▶ **Records supplied**:
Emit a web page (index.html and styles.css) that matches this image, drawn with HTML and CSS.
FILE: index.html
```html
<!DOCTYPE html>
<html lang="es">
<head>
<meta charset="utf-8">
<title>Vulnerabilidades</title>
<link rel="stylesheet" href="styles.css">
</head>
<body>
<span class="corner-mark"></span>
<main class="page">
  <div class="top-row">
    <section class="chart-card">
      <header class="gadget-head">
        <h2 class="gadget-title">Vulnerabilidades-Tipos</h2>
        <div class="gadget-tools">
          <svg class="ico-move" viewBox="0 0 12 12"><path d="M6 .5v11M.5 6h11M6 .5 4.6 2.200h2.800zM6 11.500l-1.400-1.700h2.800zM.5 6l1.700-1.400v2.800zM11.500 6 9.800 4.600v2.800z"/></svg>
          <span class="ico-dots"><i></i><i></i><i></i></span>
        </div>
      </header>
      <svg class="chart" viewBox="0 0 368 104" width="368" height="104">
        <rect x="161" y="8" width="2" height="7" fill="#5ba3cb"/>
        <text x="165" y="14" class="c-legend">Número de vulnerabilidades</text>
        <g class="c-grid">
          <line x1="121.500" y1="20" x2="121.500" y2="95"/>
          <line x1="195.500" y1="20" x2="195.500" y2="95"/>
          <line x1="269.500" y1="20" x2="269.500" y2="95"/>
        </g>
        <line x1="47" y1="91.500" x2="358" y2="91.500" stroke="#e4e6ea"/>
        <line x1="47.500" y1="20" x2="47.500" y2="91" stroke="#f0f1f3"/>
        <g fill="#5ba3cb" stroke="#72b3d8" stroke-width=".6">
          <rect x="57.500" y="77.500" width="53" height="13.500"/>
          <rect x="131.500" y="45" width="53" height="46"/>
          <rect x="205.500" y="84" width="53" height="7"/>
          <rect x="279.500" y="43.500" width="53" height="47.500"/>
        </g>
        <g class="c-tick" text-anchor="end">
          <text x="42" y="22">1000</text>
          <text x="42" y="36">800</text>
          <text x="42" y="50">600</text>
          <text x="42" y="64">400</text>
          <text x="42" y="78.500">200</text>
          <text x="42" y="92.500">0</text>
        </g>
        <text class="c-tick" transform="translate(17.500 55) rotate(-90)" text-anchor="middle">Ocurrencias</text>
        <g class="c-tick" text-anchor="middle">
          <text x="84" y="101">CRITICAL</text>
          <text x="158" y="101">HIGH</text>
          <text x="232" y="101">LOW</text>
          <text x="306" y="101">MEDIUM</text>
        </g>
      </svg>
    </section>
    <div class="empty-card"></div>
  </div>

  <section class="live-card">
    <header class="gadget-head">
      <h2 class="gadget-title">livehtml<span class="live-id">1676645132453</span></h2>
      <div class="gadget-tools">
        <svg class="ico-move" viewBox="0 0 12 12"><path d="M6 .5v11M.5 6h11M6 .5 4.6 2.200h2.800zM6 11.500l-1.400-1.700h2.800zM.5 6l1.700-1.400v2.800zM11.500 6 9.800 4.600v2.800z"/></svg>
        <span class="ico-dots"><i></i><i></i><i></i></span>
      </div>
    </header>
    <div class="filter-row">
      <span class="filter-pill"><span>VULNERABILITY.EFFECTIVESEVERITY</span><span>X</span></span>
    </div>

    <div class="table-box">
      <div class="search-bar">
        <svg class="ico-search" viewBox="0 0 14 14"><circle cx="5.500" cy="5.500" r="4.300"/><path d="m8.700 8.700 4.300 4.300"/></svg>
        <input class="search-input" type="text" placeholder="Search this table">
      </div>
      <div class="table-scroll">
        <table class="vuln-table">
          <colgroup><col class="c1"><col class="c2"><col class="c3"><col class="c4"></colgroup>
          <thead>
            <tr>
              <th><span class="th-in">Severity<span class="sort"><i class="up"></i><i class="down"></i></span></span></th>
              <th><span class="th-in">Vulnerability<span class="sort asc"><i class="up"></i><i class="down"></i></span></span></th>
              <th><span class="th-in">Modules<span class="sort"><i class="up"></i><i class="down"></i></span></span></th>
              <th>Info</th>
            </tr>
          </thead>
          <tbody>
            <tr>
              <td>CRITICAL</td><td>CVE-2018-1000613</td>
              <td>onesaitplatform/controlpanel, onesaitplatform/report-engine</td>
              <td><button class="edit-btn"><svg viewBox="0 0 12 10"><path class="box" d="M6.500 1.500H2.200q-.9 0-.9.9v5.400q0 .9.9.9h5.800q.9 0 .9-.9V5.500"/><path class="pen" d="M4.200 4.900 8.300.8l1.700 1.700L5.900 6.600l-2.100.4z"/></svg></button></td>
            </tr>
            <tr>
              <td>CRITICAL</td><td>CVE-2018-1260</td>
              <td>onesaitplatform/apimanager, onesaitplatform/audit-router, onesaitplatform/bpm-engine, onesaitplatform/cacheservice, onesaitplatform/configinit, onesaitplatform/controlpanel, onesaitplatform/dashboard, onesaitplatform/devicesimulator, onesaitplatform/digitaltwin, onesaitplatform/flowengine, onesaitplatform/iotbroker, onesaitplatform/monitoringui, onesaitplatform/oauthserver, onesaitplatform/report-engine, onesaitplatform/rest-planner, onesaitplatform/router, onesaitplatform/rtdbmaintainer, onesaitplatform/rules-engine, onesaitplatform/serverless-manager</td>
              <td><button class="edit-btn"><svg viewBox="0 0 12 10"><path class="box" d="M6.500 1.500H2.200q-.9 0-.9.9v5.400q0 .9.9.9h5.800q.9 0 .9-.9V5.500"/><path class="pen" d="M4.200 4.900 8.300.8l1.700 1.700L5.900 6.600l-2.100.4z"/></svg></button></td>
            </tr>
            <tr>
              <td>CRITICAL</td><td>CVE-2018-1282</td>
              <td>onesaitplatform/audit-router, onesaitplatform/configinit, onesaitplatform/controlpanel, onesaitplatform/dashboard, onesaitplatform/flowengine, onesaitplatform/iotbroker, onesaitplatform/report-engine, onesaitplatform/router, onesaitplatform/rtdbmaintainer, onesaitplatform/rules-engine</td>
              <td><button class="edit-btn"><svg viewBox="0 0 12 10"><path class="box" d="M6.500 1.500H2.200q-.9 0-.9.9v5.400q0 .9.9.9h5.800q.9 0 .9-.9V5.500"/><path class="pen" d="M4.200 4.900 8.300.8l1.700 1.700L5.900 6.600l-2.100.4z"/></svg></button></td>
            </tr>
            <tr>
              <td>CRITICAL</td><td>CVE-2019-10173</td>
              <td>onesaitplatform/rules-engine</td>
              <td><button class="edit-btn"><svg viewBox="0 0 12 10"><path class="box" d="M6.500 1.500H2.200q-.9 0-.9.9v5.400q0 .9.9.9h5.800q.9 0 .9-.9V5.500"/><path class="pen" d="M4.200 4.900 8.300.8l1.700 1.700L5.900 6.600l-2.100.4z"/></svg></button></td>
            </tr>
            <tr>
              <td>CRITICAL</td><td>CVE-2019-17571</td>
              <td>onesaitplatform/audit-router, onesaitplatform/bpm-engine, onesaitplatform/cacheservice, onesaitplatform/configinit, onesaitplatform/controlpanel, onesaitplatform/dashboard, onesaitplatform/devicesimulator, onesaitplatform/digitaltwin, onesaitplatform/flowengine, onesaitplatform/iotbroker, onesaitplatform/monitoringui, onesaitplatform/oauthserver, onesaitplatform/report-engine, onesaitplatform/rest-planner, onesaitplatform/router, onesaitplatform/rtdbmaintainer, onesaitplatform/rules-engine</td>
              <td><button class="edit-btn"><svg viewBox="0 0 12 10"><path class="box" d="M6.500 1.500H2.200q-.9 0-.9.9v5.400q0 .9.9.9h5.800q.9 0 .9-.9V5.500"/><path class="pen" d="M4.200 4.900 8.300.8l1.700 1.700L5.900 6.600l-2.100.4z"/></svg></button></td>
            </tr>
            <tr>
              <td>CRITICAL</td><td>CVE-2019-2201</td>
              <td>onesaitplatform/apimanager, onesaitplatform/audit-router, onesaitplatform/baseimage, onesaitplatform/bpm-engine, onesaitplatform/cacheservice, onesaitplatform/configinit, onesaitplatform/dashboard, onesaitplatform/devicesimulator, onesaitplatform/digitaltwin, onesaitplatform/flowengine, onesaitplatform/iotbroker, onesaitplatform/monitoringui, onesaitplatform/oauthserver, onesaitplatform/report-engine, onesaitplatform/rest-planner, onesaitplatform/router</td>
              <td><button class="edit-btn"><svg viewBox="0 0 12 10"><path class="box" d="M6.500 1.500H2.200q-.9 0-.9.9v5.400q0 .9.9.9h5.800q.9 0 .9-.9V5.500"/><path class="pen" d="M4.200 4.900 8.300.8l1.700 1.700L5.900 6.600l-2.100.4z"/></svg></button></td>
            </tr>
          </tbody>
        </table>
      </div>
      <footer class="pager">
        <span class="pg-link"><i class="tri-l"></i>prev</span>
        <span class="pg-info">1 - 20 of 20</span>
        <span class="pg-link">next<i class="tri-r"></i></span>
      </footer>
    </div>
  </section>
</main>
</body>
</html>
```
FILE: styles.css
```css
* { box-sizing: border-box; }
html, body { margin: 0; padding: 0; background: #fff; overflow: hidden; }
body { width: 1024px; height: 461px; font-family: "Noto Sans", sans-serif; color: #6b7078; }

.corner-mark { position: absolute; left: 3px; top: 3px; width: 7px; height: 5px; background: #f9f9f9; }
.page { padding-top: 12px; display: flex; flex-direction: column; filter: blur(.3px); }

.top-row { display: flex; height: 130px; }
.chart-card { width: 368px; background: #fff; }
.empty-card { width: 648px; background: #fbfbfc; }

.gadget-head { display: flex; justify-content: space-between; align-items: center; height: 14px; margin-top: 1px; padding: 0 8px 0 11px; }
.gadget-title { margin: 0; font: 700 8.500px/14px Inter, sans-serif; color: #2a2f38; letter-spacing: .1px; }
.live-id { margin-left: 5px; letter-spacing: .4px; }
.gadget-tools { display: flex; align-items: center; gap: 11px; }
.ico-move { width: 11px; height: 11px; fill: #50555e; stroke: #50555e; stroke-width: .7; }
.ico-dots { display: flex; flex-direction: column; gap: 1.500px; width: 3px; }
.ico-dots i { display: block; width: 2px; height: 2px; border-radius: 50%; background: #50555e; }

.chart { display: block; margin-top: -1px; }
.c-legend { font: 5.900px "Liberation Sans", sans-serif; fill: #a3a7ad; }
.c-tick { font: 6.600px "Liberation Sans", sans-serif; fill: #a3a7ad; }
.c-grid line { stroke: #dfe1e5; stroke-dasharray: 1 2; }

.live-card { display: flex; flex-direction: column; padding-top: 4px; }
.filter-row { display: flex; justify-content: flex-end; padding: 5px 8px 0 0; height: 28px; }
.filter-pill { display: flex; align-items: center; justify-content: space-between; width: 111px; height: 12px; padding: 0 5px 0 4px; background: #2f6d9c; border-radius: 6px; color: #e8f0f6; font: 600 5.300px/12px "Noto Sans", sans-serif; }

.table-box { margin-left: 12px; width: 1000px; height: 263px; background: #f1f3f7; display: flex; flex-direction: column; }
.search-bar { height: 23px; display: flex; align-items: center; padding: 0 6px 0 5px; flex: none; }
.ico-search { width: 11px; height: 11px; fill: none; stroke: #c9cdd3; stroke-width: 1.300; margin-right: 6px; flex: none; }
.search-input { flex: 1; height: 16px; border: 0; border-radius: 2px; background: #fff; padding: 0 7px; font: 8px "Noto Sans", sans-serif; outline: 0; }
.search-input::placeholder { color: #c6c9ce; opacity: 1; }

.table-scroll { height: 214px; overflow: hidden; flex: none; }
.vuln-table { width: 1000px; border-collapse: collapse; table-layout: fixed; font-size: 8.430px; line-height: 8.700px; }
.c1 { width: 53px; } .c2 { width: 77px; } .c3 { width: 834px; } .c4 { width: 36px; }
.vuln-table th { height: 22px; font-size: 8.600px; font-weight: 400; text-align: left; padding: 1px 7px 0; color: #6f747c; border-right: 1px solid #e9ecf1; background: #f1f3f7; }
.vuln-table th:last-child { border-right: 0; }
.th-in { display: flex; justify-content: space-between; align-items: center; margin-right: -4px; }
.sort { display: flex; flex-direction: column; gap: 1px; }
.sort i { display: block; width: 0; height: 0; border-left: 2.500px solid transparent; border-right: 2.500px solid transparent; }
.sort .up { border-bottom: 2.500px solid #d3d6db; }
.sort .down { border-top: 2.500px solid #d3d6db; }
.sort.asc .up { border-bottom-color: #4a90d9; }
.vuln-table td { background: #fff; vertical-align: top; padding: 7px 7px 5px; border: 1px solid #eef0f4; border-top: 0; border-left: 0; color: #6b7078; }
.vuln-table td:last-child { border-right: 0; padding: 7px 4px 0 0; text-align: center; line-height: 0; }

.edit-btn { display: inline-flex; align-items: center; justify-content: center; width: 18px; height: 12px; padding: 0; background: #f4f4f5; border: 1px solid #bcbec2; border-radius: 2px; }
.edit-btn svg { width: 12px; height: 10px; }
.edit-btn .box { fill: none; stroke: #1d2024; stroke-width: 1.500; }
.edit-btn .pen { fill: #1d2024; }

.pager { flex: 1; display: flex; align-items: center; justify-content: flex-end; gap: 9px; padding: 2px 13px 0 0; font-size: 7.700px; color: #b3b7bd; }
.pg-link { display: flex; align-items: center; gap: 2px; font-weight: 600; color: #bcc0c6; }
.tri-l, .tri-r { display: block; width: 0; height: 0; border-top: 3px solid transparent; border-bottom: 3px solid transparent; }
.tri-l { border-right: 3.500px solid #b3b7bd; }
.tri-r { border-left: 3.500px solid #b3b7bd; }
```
--
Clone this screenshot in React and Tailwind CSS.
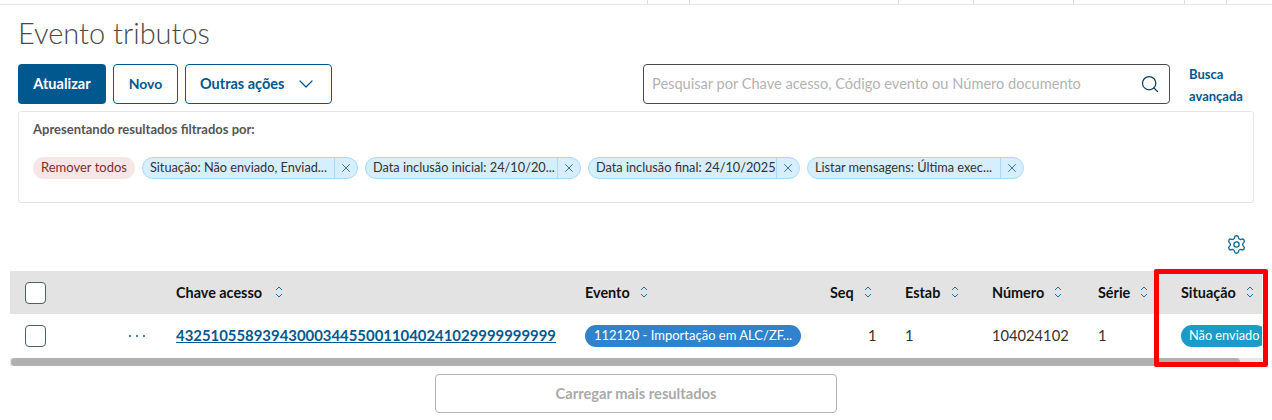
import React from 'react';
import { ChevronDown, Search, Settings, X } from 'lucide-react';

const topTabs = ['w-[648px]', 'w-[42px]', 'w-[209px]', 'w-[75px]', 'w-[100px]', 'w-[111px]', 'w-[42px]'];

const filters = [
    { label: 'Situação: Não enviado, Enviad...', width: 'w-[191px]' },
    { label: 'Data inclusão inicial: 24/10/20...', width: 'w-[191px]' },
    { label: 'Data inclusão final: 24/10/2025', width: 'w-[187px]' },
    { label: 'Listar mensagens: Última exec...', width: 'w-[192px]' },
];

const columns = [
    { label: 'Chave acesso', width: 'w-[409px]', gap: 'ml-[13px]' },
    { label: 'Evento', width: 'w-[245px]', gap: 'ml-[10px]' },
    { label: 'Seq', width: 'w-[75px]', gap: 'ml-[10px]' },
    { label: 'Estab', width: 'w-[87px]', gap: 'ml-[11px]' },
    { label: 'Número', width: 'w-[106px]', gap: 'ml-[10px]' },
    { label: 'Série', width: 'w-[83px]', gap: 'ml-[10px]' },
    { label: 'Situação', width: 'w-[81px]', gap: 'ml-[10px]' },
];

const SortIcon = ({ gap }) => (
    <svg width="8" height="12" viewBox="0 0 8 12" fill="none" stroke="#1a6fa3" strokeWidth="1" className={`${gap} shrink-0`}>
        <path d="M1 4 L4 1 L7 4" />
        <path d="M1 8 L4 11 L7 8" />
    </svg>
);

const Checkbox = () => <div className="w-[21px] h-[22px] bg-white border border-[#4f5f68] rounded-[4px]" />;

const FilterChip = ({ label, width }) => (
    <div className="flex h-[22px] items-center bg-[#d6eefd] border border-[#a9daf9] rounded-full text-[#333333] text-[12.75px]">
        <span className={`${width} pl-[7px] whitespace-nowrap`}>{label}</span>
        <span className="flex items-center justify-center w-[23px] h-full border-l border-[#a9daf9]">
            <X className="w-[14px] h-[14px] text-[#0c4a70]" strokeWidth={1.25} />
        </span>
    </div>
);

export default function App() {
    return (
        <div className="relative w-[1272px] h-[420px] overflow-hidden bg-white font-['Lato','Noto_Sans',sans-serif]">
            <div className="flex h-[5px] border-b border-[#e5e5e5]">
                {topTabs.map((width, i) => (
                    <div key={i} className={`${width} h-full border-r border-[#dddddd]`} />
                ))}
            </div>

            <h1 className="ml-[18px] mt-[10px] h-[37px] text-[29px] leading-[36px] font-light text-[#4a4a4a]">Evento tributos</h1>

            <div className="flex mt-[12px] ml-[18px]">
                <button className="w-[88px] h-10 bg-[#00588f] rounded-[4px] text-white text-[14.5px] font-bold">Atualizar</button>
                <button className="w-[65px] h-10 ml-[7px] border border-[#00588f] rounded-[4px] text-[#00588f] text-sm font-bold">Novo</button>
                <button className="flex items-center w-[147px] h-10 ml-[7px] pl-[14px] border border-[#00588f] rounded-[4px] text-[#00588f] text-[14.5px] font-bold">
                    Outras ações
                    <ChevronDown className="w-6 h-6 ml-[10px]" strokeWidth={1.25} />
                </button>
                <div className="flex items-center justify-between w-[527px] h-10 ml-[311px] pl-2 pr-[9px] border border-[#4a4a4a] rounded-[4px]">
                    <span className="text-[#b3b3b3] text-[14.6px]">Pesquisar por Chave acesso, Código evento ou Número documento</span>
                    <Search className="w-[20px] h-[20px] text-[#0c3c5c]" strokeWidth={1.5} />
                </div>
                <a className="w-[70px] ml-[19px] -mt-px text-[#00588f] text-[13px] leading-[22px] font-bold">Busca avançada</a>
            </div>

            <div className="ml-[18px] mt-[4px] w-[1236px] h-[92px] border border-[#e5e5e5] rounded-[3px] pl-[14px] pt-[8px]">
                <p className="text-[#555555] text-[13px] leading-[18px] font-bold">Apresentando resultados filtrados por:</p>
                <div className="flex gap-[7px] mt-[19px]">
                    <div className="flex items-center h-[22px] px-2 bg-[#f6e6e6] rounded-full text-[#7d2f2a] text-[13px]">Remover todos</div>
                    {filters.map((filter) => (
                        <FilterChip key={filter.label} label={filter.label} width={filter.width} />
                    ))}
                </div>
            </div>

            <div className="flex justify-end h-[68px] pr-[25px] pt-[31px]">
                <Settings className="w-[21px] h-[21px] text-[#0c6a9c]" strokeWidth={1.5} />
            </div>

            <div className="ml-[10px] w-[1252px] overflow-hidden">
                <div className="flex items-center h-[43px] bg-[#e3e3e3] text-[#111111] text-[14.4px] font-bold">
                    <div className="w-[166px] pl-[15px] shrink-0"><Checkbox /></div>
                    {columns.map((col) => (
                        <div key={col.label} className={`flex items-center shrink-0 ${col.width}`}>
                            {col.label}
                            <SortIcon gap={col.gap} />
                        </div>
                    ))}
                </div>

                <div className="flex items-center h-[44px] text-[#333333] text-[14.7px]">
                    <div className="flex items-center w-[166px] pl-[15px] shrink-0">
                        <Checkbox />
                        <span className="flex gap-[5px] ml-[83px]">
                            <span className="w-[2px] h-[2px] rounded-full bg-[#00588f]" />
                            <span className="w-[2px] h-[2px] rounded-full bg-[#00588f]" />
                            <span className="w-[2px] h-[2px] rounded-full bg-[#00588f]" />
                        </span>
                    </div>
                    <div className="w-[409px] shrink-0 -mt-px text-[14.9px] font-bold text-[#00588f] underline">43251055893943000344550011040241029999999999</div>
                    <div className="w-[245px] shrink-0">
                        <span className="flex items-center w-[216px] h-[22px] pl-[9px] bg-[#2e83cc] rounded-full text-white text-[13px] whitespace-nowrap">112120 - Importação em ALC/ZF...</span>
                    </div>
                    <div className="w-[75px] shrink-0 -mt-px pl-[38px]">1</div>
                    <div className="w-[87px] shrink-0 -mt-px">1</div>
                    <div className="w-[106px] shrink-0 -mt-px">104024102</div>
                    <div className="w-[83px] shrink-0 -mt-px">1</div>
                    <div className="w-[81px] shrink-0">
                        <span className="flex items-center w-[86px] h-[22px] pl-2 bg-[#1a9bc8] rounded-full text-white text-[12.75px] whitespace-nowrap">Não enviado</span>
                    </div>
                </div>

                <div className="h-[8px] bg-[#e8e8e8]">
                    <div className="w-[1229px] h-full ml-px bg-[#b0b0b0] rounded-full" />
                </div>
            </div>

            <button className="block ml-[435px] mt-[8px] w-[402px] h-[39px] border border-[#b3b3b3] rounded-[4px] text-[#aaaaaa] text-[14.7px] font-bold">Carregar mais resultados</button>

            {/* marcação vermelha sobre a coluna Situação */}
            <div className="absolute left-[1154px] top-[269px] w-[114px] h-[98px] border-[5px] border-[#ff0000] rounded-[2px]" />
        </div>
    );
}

▶ **Work required**: Locate all lines that include the word "styles" and copy them out.

▶ **Answer in full**:
Emit a web page (index.html and styles.css) that matches this image, drawn with HTML and CSS.
<link rel="stylesheet" href="styles.css">
FILE: styles.css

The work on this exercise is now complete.